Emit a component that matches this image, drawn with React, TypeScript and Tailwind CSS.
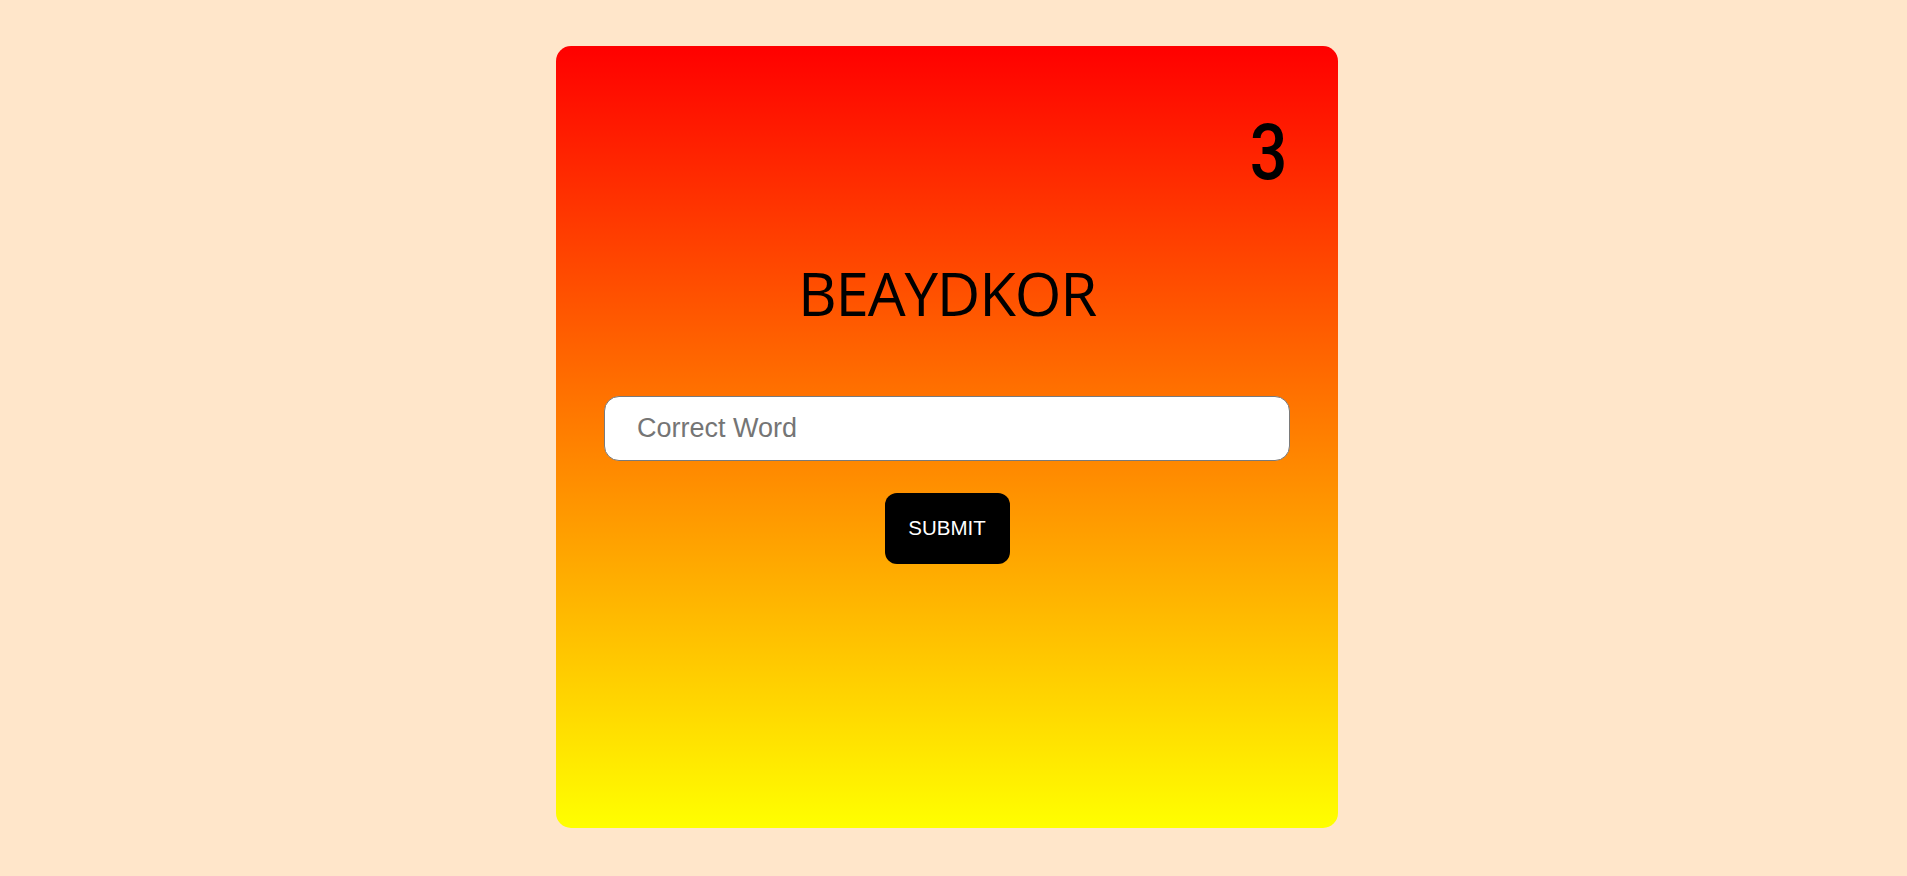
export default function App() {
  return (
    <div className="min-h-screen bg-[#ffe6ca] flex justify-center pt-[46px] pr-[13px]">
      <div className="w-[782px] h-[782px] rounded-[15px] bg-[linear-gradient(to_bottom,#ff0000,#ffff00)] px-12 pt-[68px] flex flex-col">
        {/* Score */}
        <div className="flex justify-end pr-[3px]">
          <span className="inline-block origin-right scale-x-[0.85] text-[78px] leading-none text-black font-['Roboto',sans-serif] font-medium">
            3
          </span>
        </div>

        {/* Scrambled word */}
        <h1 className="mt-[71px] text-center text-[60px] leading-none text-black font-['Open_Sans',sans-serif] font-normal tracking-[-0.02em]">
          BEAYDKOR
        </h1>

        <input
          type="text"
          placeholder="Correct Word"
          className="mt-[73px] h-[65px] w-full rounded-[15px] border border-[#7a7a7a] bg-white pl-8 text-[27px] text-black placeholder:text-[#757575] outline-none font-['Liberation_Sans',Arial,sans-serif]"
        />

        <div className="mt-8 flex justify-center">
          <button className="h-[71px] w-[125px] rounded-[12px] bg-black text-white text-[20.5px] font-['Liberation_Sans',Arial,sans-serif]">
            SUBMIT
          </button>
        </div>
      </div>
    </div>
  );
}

WHAT TO PRODUCE.
Reproduce the data word for word, excluding its pictures.

SOLUTION TO THIS EXERCISE.
Emit a component that matches this image, drawn with React, TypeScript and Tailwind CSS.
export default function App() {
  return (
    <div className="min-h-screen bg-[#ffe6ca] flex justify-center pt-[46px] pr-[13px]">
      <div className="w-[782px] h-[782px] rounded-[15px] bg-[linear-gradient(to_bottom,#ff0000,#ffff00)] px-12 pt-[68px] flex flex-col">
        {/* Score */}
        <div className="flex justify-end pr-[3px]">
          <span className="inline-block origin-right scale-x-[0.85] text-[78px] leading-none text-black font-['Roboto',sans-serif] font-medium">
            3
          </span>
        </div>

        {/* Scrambled word */}
        <h1 className="mt-[71px] text-center text-[60px] leading-none text-black font-['Open_Sans',sans-serif] font-normal tracking-[-0.02em]">
          BEAYDKOR
        </h1>

        <input
          type="text"
          placeholder="Correct Word"
          className="mt-[73px] h-[65px] w-full rounded-[15px] border border-[#7a7a7a] bg-white pl-8 text-[27px] text-black placeholder:text-[#757575] outline-none font-['Liberation_Sans',Arial,sans-serif]"
        />

        <div className="mt-8 flex justify-center">
          <button className="h-[71px] w-[125px] rounded-[12px] bg-black text-white text-[20.5px] font-['Liberation_Sans',Arial,sans-serif]">
            SUBMIT
          </button>
        </div>
      </div>
    </div>
  );
}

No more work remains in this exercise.